Omicron is now running buck wild in a nation of 1.4 billion people. Masking kids in BPS to prevent new variants is a bizarre point of view. And that's before we recognize that all the world (outside of a few nations in East Asia) has completely moved on. And if you're on favor of masks, then why are you targeting kids? It's adults 65+ that are falling sick and ending up in hospitals. Mask them instead.
You sound like someone armed with a set of teacher's union talking points from two years ago. Frankly it doesn't matter what people like you want in terms of masks, masks mandates aren't coming back.
Genuine question - do you also favor returning mask mandates to transit/stores/bars/gyms/offices?
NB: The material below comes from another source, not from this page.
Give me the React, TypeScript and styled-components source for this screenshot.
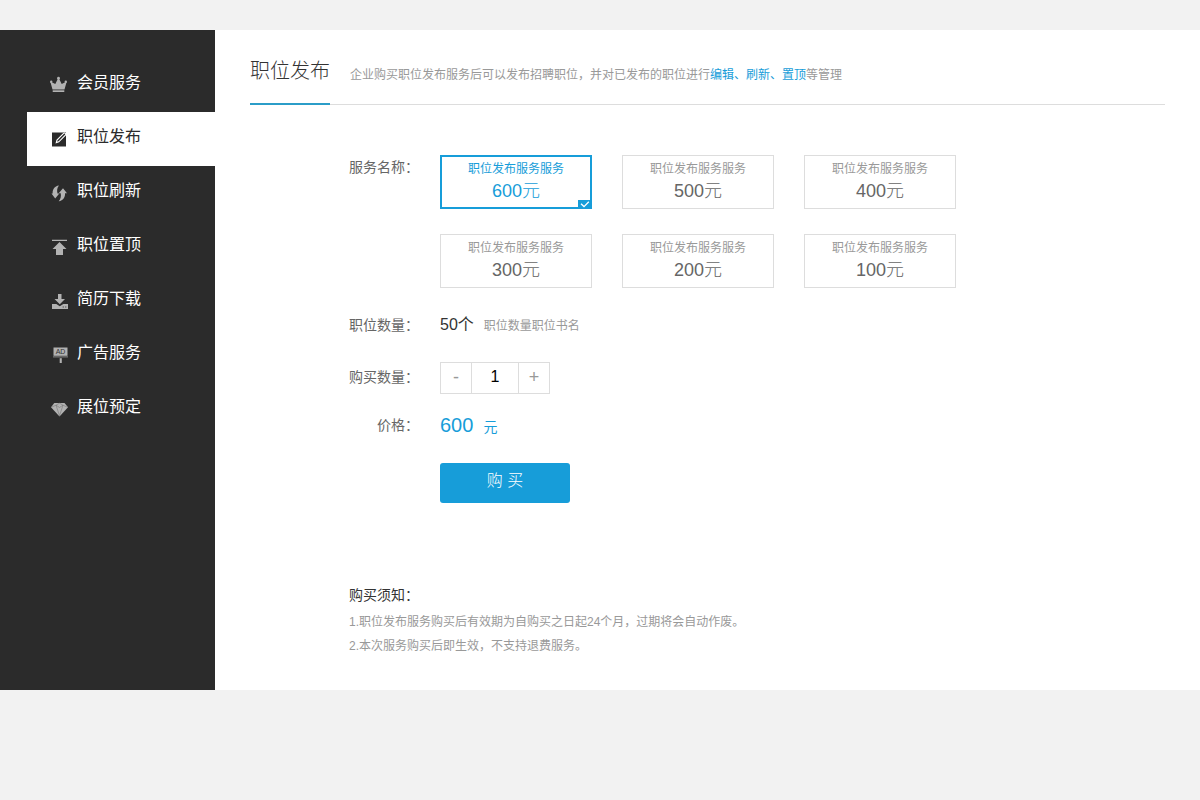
import React, { useState } from "react";
import styled, { createGlobalStyle, css } from "styled-components";

const blue = "#179dd9";

const GlobalStyle = createGlobalStyle`
  * { box-sizing: border-box; }
  body {
    margin: 0;
    background: #f2f2f2;
    color: #333;
    font-family: "Liberation Sans", "Noto Sans CJK SC", sans-serif;
    font-size: 14px;
    line-height: 24px;
  }
  button, input { font: inherit; }
  h1, h2, p, ol, ul { margin: 0; padding: 0; font-weight: inherit; }
`;

const Page = styled.div`
  display: flex;
  margin: 30px 0 110px;
  background: #fff;
`;

const Sidebar = styled.nav`
  flex: none;
  width: 215px;
  padding: 28px 0 0 27px;
  background: #2b2b2b;
`;

const NavLink = styled.a<{ $active: boolean }>`
  display: flex;
  align-items: center;
  gap: 9px;
  height: 54px;
  padding-left: 23px;
  font-size: 16px;
  text-decoration: none;
  color: ${(p) => (p.$active ? "#2b2b2b" : "#fff")};
  background: ${(p) => (p.$active ? "#fff" : "transparent")};

  svg {
    flex: none;
    color: ${(p) => (p.$active ? "#2b2b2b" : "#b2b2b2")};
  }
`;

const NavText = styled.span`
  padding-bottom: 4px;
`;

const Main = styled.main`
  flex: 1;
  min-width: 0;
  padding: 0 35px 32px;
`;

const Header = styled.header`
  display: flex;
  gap: 20px;
  height: 75px;
  border-bottom: 1px solid #ddd;
`;

const Title = styled.h1`
  flex: none;
  height: 75px;
  padding-top: 29px;
  border-bottom: 2px solid #2b9dc8;
  font-size: 20px;
  font-weight: 300;
`;

const Summary = styled.p`
  padding-top: 33px;
  font-size: 12px;
  color: #999;
`;

const TextLink = styled.a`
  color: ${blue};
  text-decoration: none;
`;

const Form = styled.form`
  padding: 50px 0 0 99px;
`;

const Row = styled.div<{ $gap?: number }>`
  display: flex;
  align-items: center;
  gap: 21px;
  margin-top: ${(p) => p.$gap ?? 0}px;
`;

const TopRow = styled(Row)`
  align-items: flex-start;
`;

const labelStyle = css`
  flex: none;
  width: 70px;
  padding-bottom: 2px;
  text-align: right;
  color: #666;
`;

const RowTitle = styled.span`
  ${labelStyle}
`;

const RowLabel = styled.label`
  ${labelStyle}
`;

const Options = styled.div`
  flex: 1;
  display: grid;
  grid-template-columns: repeat(auto-fill, 152px);
  gap: 25px 30px;
  max-width: 516px;
`;

const Option = styled.label<{ $active: boolean }>`
  position: relative;
  display: flex;
  flex-direction: column;
  align-items: center;
  height: 54px;
  padding-top: ${(p) => (p.$active ? 2 : 3)}px;
  border: ${(p) => (p.$active ? `2px solid ${blue}` : "1px solid #ddd")};
  color: ${(p) => (p.$active ? blue : "#666")};
  cursor: pointer;
`;

const OptionRadio = styled.input`
  position: absolute;
  inset: 0;
  margin: 0;
  opacity: 0;
`;

const OptionName = styled.span<{ $active: boolean }>`
  font-size: 12px;
  line-height: 20px;
  color: ${(p) => (p.$active ? blue : "#999")};
`;

const OptionPrice = styled.span`
  font-size: 18px;
  font-weight: 300;
`;

const Tick = styled.svg`
  position: absolute;
  right: -2px;
  bottom: -2px;
`;

const Count = styled.span`
  font-size: 16px;
`;

const Hint = styled.span`
  font-size: 12px;
  color: #999;
`;

const Value = styled.div`
  display: flex;
  align-items: baseline;
  gap: 10px;
  height: 26px;
`;

const Stepper = styled.div`
  display: flex;
  height: 32px;
  border: 1px solid #ddd;
`;

const StepButton = styled.button`
  width: 30px;
  padding: 0 0 3px;
  border: 0;
  background: #fff;
  color: #999;
  font-size: 18px;
  line-height: 24px;
`;

const Quantity = styled.input`
  width: 48px;
  padding: 0 0 2px;
  border: solid #ddd;
  border-width: 0 1px;
  text-align: center;
  font-size: 16px;
  color: #000;
`;

const Price = styled.div`
  display: flex;
  align-items: baseline;
  gap: 10px;
  height: 28px;
  line-height: 26px;
  color: ${blue};
`;

const Amount = styled.span`
  font-size: 20px;
`;

const BuyButton = styled.button`
  width: 130px;
  height: 40px;
  margin: 23px 0 0 91px;
  padding: 0 0 5px;
  border: 0;
  border-radius: 3px;
  background: ${blue};
  color: #fff;
  font-size: 16px;
  font-weight: 300;
`;

const Notice = styled.section`
  padding: 80px 0 0 99px;
`;

const NoticeTitle = styled.h2`
  margin-bottom: 3px;
  font-size: 14px;
`;

const NoticeList = styled.ul`
  list-style: none;
  font-size: 12px;
  color: #999;
`;

const Icon = ({ children }: { children: React.ReactNode }) => (
  <svg width="18" height="18" viewBox="0 0 18 18" fill="currentColor" aria-hidden="true">
    {children}
  </svg>
);

const crown = (
  <Icon>
    <path d="M.3 5.500 5.300 8 8.500 1.500 11.700 8l5-2.500-2.200 8H2.500z" />
    <circle cx="1.200" cy="5.800" r="1.200" />
    <circle cx="8.500" cy="2.200" r="1.400" />
    <circle cx="15.800" cy="5.800" r="1.200" />
    <path d="M2.700 14.300h11.600V16H2.700z" />
  </Icon>
);

const edit = (
  <Icon>
    <path d="M2 2.500h14v14H2z" />
    <path d="M6.300 12.600 7 10l6.600-6.600c1.400-1 2.700.3 1.800 1.700L8.800 11.800z" fill="none" stroke="#fff" strokeWidth="1.100" />
  </Icon>
);

const refresh = (
  <Icon>
    <path d="M9 1.500C4.500 2 2.300 5.600 2.700 9.500H1.500L5.200 14.500l4.100-5H7.500C6.800 6.400 7 3.700 9 1.500z" />
    <path d="M8.700 17.200c4.500-.5 6.700-4.100 6.300-8h2L13 4.200 8.700 9.200h2c.6 3.100 0 5.800-2 8z" />
  </Icon>
);

const toTop = (
  <Icon>
    <path d="M2 1.800h15V3H2zM9.500 4l7 7H13v6H6v-6H2.500z" />
  </Icon>
);

const download = (
  <Icon>
    <path d="M8 2h3.500v5H15l-5.200 5.200L4.500 7H8z" />
    <path d="M2 12h4.300l3.500 2.300 3.500-2.300H18v5H2z" />
    <path d="M12.600 14.400H14v1.200h-1.400zM15 14.400h1.400v1.200H15z" fill="#555" />
  </Icon>
);

const billboard = (
  <Icon>
    <path d="M3.500 1.500h14v8.300h-14z" />
    <path d="M3 10.200h15v1.300H3z" fill="#777" />
    <path d="M9.700 12.200h2.100V17H9.700z" />
    <text x="10.500" y="8.200" fontSize="7" textAnchor="middle" fill="#333">
      AD
    </text>
  </Icon>
);

const diamond = (
  <Icon>
    <path d="M4.300 3h10.200L18 7.200 9.500 16.500 1 7.200z" />
    <path d="m1.500 7.200 4.500-2 3.500 2.300 3.500-2.300 4.500 2M6 5.200l3.500 10.500L13 5.200M6 5.200l3.500-2 3.500 2" fill="none" stroke="#777" strokeWidth="0.600" />
  </Icon>
);

const navItems = [
  { text: "会员服务", icon: crown },
  { text: "职位发布", icon: edit },
  { text: "职位刷新", icon: refresh },
  { text: "职位置顶", icon: toTop },
  { text: "简历下载", icon: download },
  { text: "广告服务", icon: billboard },
  { text: "展位预定", icon: diamond },
];

const prices = [600, 500, 400, 300, 200, 100];

export default function App() {
  const [price, setPrice] = useState(600);
  const [quantity, setQuantity] = useState(1);

  return (
    <>
      <GlobalStyle />
      <Page>
        <Sidebar>
          {navItems.map(({ text, icon }) => (
            <NavLink key={text} href="#" $active={text === "职位发布"}>
              {icon}
              <NavText>{text}</NavText>
            </NavLink>
          ))}
        </Sidebar>
        <Main>
          <Header>
            <Title>职位发布</Title>
            <Summary>
              企业购买职位发布服务后可以发布招聘职位，并对已发布的职位进行
              <TextLink href="#">编辑</TextLink>
              <TextLink as="span">、</TextLink>
              <TextLink href="#">刷新</TextLink>
              <TextLink as="span">、</TextLink>
              <TextLink href="#">置顶</TextLink>
              等管理
            </Summary>
          </Header>

          <Form onSubmit={(e) => e.preventDefault()}>
            <TopRow>
              <RowTitle id="service">服务名称：</RowTitle>
              <Options role="radiogroup" aria-labelledby="service">
                {prices.map((value) => {
                  const active = value === price;
                  return (
                    <Option key={value} $active={active}>
                      <OptionRadio
                        type="radio"
                        name="service"
                        value={value}
                        checked={active}
                        onChange={() => setPrice(value)}
                      />
                      <OptionName $active={active}>职位发布服务服务</OptionName>
                      <OptionPrice>{value}元</OptionPrice>
                      {active && (
                        <Tick width="14" height="9" viewBox="0 0 14 9" aria-hidden="true">
                          <path d="M0 0h14v9H0z" fill={blue} />
                          <path d="M3 3.800 6 6.600l4.800-4.900" fill="none" stroke="#fff" strokeWidth="1.300" />
                        </Tick>
                      )}
                    </Option>
                  );
                })}
              </Options>
            </TopRow>

            <Row $gap={25}>
              <RowTitle>职位数量：</RowTitle>
              <Value>
                <Count>50个</Count>
                <Hint>职位数量职位书名</Hint>
              </Value>
            </Row>

            <Row $gap={23}>
              <RowLabel htmlFor="quantity">购买数量：</RowLabel>
              <Stepper>
                <StepButton type="button" onClick={() => setQuantity(Math.max(1, quantity - 1))}>
                  -
                </StepButton>
                <Quantity
                  id="quantity"
                  value={quantity}
                  onChange={(e) => setQuantity(Number(e.target.value) || 1)}
                />
                <StepButton type="button" onClick={() => setQuantity(quantity + 1)}>
                  +
                </StepButton>
              </Stepper>
            </Row>

            <Row $gap={18}>
              <RowTitle>价格：</RowTitle>
              <Price>
                <Amount>{price * quantity}</Amount>
                <span>元</span>
              </Price>
            </Row>

            <BuyButton type="submit">购 买</BuyButton>
          </Form>

          <Notice>
            <NoticeTitle>购买须知：</NoticeTitle>
            <NoticeList>
              <li>1.职位发布服务购买后有效期为自购买之日起24个月，过期将会自动作废。</li>
              <li>2.本次服务购买后即生效，不支持退费服务。</li>
            </NoticeList>
          </Notice>
        </Main>
      </Page>
    </>
  );
}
It makes exceptionally little sense to me to have masks in schools & not these places.
Edit: also - we're so far past lowering community spread having an impact on new variants, lmao. Did previous mask mandates stop new variants from spawning? The data shows they hardly even impacted community spread, much less enough to meaningfully reduce new variants. Your points are weak af & not supported by data.
You’re saying masks don’t work, sorry, I’m done
It's not wrong though. Cloth masks don't work, nor do masks that people wear incorrectly or take off to eat or drink.
The only way a mask mandate works is with strict adherence to N95's, which is impossible, even more so in a school environment.
No, just places where we pack 2000 kids together for 6 hours a day
How does that work at lunch lol?
So not the T, where we pack hundreds of people in a space smaller than a classroom? Insane contradictions here.
Nobody rides the t anymore
Would have been better as:
Nobody rides the T anymore; it's too crowded.
But that’s why there’s vaccines, right? Do the vaccines work or no?
Do a little objective reading.
The students are brainwashed and uninformed, that’s why. Any serious and objective person looking at the data knows that Covid poses effectively zero risk to them.
OP: One of the students recently got hospitalized for influenza
You: They're brainwashed for wearing a mask because covid isn't a risk to them
Right?! Children have been put through an insane level of stress over this virus despite the fact that the data shows that even OG, vaccine-less, covid posed a tiny risk of serious illness to them. This is to say nothing of the Omicron/vaccine world.
It drives me up a wall that people who claim to be intelligent/objective won't look at the data staring them right in their face, just because it's saying something good.
Children weren't required to wear masks because of the the risk of serious illness to them. It was the risk of illness to others who they may spread covid to (teachers, parents, grandparents, etc.) along with the overall increase in infections from having 50 million unmasked students.
Also, the risk of serious illness isn't the only reason to wear a mask. Given the choice of being sick for a few days (covid, influenza, etc.) or not being sick for a few days, I'd much rather not be sick.
>Also, the risk of serious illness isn't the only reason to wear a mask. Given the choice of being sick for a few days (covid, influenza, etc.) or not being sick for a few days, I'd much rather not be sick.
People caught covid while wearing masks...
Presenting masks as a 100% effective way to prevent getting sick is completely nuts.
And not wearing a mask doesn't mean that you'll 100% get sick. That's why it wasn't presenting either as such. I'm saying that trying not to get sick (regardless of severity) is also a reason people wear masks. As opposed to the OP's comment that only takes into account the risk of a serious illness.